▸ STORED RECORDS:
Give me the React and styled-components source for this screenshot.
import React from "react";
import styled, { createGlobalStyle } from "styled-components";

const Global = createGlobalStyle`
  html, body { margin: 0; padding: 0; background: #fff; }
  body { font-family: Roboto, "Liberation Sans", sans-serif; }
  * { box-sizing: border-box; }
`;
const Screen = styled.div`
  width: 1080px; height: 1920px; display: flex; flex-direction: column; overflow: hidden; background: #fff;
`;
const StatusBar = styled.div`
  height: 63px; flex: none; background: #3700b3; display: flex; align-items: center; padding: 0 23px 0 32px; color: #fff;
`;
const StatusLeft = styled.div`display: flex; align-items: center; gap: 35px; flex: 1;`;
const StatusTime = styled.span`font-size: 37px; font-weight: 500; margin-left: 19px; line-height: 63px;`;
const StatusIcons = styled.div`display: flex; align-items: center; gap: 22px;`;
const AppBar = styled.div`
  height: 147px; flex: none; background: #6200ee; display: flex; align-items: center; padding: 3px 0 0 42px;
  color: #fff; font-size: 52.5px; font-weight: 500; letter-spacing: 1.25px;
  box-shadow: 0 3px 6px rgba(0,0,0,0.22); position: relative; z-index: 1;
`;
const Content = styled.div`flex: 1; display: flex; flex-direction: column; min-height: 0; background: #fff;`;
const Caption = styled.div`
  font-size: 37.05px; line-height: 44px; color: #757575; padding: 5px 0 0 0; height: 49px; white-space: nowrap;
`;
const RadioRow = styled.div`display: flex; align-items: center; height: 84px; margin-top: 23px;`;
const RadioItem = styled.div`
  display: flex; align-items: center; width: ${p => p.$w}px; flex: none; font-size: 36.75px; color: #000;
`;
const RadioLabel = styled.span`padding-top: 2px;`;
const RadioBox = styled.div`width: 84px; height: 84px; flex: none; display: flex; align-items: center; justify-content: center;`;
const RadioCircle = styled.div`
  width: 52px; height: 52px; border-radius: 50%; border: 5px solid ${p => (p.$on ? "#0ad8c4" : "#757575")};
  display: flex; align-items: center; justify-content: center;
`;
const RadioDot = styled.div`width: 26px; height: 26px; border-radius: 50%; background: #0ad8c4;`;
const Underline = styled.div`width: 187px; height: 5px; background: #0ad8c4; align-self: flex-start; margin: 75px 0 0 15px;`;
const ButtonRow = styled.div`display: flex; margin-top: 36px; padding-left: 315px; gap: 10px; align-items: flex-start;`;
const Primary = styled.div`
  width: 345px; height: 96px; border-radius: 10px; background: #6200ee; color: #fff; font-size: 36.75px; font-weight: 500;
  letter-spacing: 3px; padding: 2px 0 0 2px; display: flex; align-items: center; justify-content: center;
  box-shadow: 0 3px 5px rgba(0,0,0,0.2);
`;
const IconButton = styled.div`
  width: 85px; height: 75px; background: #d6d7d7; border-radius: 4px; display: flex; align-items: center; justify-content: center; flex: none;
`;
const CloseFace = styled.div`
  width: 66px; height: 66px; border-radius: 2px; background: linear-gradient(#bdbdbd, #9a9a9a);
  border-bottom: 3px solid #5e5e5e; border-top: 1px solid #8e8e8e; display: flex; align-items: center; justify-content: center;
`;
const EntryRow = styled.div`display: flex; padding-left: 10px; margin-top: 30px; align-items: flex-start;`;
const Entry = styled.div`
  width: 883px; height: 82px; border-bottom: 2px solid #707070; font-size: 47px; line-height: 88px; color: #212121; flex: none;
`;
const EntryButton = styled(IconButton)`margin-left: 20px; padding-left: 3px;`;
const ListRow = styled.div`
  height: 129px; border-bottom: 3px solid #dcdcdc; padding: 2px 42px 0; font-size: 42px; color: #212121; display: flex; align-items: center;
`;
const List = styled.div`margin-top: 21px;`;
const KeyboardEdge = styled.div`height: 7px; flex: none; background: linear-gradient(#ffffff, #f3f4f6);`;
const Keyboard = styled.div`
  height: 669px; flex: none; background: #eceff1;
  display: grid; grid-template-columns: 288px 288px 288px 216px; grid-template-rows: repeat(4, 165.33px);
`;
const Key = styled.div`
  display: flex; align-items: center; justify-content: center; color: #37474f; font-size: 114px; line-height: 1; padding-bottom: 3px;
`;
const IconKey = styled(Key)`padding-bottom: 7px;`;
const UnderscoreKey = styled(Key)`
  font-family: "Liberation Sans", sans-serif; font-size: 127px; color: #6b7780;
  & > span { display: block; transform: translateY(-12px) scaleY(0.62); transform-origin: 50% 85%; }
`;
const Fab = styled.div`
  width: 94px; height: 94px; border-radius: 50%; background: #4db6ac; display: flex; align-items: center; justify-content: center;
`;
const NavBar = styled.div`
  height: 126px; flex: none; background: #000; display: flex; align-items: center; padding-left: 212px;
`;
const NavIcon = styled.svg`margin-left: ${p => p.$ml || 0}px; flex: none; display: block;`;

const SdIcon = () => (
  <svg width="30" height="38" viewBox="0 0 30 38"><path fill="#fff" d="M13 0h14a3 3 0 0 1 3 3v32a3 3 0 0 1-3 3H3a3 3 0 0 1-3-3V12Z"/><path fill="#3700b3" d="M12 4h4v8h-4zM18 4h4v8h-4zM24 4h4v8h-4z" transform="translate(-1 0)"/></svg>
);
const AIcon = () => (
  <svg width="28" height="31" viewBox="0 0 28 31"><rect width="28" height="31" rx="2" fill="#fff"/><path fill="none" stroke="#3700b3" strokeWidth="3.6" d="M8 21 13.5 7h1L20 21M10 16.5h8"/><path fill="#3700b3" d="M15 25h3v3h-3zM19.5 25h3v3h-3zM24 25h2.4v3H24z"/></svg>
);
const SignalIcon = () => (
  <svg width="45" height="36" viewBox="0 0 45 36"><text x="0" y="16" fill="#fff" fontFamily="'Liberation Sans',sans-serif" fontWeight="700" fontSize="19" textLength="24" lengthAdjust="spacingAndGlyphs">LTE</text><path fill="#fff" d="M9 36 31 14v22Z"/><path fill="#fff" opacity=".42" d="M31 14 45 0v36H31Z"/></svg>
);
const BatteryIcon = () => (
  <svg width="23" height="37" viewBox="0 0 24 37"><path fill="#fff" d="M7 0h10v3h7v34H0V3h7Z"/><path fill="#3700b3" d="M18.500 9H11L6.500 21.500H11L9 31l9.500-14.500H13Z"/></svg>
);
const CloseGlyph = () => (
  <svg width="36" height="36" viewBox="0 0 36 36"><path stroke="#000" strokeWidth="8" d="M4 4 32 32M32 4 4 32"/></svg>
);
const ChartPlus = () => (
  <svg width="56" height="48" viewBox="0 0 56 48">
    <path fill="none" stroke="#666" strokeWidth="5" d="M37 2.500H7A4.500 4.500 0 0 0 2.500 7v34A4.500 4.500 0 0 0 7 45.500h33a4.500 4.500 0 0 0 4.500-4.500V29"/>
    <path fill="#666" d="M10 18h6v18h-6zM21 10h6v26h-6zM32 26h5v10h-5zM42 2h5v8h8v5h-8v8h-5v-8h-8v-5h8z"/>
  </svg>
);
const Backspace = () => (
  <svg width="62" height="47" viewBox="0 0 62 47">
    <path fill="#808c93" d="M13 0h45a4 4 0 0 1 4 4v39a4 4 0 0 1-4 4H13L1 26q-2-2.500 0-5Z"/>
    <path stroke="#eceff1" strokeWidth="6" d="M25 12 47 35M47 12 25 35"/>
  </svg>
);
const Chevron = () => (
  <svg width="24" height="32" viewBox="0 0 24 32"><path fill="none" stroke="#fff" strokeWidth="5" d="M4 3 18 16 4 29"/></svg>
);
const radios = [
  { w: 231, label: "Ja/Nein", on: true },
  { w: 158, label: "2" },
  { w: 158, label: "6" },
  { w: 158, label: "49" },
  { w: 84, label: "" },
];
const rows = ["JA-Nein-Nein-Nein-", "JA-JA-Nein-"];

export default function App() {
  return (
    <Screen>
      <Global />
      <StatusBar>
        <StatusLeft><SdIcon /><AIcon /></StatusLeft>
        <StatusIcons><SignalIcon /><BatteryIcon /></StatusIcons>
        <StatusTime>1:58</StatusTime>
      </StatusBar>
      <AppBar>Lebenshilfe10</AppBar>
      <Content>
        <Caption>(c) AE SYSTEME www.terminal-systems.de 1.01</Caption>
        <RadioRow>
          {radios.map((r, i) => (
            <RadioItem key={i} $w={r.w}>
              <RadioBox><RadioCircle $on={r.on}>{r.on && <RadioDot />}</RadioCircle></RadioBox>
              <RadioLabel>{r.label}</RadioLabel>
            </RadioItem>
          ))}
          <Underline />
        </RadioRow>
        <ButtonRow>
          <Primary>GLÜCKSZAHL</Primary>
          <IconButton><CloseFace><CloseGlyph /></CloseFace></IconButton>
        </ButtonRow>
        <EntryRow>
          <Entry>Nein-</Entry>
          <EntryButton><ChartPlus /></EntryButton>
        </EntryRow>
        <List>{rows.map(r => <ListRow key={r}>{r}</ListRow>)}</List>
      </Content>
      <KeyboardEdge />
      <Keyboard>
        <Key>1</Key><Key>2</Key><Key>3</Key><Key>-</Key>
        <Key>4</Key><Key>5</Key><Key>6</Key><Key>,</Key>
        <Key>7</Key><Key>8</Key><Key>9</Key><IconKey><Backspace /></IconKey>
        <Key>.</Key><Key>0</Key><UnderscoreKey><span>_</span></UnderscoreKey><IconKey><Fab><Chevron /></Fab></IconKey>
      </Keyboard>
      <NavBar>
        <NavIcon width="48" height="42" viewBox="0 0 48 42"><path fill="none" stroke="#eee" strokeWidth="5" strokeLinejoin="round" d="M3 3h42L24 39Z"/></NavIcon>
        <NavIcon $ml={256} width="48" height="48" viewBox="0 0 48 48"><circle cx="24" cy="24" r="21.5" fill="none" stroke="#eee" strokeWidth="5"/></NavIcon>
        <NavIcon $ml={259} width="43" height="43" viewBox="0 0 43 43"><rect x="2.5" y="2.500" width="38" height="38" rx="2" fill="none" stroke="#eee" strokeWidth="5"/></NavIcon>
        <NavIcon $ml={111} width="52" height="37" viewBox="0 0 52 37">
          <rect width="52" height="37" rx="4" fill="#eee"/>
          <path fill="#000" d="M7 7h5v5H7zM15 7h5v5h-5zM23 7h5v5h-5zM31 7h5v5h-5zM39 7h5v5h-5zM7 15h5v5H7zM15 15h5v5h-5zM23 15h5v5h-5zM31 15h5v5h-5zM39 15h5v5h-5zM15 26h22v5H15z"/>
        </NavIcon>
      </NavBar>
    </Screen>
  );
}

==

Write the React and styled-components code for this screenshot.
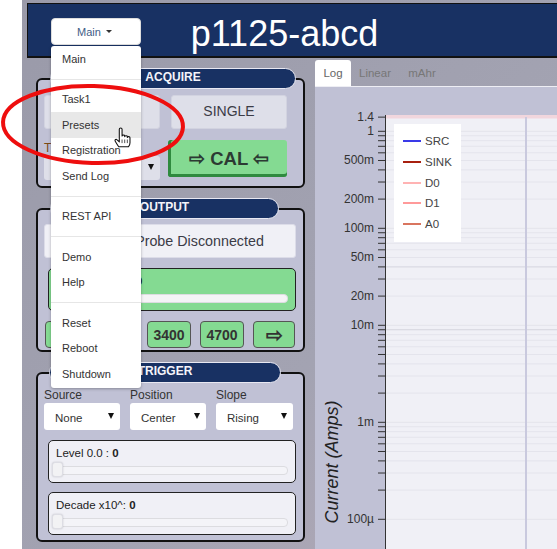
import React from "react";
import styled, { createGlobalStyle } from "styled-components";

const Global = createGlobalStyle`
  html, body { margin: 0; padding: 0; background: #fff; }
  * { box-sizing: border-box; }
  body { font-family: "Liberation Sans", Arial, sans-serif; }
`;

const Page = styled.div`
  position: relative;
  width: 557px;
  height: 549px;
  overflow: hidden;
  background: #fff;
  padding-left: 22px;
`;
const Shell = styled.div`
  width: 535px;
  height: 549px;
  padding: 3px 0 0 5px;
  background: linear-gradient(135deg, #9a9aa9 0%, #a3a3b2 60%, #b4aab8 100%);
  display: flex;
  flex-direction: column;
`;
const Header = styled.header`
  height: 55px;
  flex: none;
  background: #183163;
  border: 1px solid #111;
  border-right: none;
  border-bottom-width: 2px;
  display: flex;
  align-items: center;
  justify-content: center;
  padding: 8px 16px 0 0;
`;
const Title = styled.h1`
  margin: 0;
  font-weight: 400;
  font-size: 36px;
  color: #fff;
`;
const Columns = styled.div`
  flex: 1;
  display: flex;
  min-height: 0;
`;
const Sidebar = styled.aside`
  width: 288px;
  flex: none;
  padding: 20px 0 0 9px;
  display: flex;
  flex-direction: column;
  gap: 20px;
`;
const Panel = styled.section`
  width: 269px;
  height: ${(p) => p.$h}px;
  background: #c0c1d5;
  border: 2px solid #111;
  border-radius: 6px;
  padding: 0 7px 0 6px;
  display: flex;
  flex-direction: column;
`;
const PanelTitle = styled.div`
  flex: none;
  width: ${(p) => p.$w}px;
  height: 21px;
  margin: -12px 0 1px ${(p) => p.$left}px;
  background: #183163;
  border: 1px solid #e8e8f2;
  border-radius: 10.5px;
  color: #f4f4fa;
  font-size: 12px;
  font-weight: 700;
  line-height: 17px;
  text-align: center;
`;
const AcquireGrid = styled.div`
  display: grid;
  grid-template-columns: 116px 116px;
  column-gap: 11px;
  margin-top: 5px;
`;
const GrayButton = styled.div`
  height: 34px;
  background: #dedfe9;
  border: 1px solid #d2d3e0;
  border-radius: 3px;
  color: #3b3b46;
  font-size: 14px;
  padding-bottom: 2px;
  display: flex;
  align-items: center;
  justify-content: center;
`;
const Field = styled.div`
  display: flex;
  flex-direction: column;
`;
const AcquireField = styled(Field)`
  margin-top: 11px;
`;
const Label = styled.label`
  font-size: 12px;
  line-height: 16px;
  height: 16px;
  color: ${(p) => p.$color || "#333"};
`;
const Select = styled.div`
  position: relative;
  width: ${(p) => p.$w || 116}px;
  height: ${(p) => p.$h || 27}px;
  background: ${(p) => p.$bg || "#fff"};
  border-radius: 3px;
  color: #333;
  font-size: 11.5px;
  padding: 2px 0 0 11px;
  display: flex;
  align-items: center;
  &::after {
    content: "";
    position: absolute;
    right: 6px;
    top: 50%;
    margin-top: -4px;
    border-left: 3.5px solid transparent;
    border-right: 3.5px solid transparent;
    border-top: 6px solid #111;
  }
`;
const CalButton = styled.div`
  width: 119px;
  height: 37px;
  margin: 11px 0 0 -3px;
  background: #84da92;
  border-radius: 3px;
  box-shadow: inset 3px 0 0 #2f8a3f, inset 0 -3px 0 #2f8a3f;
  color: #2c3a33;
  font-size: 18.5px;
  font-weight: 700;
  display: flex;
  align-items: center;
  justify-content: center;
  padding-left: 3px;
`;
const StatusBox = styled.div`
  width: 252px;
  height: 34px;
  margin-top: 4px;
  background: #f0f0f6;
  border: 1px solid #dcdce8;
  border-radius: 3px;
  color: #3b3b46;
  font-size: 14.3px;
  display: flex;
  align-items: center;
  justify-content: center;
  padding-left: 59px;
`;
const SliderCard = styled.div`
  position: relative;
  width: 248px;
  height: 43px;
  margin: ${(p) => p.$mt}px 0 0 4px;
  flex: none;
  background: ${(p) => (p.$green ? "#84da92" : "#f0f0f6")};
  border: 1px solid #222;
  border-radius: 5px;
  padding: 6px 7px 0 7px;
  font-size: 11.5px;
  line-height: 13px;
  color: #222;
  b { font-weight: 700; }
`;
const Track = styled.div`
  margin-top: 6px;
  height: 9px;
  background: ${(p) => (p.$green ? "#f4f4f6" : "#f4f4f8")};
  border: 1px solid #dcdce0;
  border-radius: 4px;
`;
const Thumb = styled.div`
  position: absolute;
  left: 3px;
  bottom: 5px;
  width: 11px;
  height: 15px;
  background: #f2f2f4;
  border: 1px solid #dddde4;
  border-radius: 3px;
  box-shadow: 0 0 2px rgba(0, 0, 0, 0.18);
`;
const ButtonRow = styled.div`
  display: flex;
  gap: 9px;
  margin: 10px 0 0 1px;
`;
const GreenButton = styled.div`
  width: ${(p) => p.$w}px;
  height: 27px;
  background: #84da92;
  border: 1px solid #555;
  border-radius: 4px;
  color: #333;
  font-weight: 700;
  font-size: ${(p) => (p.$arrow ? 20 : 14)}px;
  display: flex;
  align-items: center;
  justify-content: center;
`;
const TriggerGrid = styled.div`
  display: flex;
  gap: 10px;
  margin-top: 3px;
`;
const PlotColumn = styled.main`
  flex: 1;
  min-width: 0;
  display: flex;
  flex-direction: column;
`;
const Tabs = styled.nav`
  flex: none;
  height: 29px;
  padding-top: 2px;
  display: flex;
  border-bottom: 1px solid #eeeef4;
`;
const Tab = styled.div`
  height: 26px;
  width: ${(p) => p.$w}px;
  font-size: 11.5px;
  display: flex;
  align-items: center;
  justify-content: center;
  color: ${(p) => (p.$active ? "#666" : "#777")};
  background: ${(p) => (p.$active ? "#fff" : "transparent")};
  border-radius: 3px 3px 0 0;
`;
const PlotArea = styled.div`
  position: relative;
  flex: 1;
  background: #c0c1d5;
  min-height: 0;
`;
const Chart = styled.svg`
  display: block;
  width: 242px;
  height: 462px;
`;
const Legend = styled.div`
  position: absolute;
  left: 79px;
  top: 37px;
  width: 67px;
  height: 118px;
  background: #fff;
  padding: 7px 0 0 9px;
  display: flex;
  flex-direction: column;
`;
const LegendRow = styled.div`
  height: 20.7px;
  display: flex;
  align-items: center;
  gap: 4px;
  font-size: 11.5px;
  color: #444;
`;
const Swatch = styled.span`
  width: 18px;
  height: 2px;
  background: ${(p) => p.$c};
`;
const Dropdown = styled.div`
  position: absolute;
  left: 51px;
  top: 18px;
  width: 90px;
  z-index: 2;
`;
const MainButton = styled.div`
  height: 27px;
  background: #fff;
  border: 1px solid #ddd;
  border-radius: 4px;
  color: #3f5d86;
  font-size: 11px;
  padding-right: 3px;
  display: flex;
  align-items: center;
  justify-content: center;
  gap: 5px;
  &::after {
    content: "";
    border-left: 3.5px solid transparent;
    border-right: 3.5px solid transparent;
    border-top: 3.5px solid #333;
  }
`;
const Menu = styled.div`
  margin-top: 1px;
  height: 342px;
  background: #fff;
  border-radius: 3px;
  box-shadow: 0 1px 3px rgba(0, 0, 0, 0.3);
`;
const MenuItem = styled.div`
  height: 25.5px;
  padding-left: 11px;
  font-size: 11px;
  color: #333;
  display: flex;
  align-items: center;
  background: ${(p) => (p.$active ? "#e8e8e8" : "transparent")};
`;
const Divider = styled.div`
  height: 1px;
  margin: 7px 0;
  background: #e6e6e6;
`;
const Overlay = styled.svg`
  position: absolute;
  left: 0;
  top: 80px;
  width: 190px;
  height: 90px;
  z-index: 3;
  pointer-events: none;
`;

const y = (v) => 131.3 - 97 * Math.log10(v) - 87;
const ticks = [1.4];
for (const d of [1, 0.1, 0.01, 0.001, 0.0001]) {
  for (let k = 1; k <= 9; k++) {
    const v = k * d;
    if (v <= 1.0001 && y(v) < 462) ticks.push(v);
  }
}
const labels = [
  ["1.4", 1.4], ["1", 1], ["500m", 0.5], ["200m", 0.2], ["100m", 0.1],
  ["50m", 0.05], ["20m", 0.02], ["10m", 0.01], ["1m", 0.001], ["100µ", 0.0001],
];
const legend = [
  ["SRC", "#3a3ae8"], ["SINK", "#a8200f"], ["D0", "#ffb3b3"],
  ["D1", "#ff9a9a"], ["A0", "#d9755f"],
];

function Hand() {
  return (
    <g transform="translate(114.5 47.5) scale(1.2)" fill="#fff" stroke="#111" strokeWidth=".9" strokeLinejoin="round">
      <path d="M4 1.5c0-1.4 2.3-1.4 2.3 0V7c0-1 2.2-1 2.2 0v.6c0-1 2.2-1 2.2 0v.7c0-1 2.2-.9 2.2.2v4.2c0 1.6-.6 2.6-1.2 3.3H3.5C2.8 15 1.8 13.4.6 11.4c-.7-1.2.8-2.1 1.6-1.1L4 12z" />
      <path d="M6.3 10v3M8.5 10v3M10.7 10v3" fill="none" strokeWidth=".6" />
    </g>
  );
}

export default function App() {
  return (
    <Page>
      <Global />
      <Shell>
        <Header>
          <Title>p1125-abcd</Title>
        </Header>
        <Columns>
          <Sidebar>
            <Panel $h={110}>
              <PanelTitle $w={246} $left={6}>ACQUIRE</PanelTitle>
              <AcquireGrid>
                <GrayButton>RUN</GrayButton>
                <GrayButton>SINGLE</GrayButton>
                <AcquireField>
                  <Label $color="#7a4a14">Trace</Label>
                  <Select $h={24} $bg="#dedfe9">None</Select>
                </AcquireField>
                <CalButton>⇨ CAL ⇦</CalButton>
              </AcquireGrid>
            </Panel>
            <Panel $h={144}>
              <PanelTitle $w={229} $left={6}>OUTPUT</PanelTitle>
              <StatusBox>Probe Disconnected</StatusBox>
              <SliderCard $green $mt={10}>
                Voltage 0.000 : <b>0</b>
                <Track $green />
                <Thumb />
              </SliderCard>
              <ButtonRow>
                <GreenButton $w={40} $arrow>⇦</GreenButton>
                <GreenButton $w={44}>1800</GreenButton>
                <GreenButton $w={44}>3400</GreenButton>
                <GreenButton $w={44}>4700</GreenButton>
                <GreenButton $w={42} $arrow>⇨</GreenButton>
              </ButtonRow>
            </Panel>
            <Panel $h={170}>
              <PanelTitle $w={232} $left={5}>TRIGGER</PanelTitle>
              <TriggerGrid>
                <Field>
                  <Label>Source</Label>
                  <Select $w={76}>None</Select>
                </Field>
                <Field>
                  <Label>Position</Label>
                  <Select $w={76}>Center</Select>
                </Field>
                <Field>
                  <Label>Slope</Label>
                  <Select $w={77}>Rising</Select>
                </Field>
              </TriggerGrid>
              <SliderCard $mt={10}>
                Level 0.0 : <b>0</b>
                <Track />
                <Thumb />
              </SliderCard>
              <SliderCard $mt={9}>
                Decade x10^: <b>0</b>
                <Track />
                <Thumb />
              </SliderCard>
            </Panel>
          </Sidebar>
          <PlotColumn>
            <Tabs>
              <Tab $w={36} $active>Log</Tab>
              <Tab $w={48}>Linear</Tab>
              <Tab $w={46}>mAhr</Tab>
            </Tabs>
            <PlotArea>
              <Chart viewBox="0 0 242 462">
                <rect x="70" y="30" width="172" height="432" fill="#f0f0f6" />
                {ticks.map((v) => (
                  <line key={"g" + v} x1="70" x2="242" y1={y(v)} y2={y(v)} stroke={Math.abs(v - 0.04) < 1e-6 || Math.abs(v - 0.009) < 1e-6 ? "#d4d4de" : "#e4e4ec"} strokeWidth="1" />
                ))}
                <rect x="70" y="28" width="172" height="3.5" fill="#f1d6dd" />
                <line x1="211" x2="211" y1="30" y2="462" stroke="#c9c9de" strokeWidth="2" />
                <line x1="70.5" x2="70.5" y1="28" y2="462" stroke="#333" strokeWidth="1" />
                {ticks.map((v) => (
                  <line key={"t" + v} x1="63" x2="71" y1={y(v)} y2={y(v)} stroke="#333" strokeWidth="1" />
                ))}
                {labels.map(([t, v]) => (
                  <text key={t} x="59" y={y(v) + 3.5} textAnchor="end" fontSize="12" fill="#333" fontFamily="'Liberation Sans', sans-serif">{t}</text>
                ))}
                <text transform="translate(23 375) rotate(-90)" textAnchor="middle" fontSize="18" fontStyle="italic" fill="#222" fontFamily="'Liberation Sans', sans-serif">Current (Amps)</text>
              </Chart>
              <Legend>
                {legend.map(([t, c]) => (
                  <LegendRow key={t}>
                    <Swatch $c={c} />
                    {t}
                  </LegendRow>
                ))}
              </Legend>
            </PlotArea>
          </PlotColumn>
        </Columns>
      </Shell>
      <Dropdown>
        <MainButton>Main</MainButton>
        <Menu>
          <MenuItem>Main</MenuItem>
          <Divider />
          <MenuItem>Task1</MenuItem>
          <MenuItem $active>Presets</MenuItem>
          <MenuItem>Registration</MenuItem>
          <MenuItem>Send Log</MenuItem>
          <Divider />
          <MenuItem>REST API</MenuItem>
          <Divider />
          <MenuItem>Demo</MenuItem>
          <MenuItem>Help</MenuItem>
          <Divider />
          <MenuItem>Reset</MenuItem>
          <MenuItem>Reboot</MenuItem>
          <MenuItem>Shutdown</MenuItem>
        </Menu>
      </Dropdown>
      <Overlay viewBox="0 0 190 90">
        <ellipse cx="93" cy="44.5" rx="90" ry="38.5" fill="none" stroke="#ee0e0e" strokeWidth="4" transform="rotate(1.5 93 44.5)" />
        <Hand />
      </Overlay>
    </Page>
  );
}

▸ WHAT NEEDS TO BE DONE: Indicate how many lines of the material include the word "React"; the number alone is required.

▸ COMPLETED TASK: 4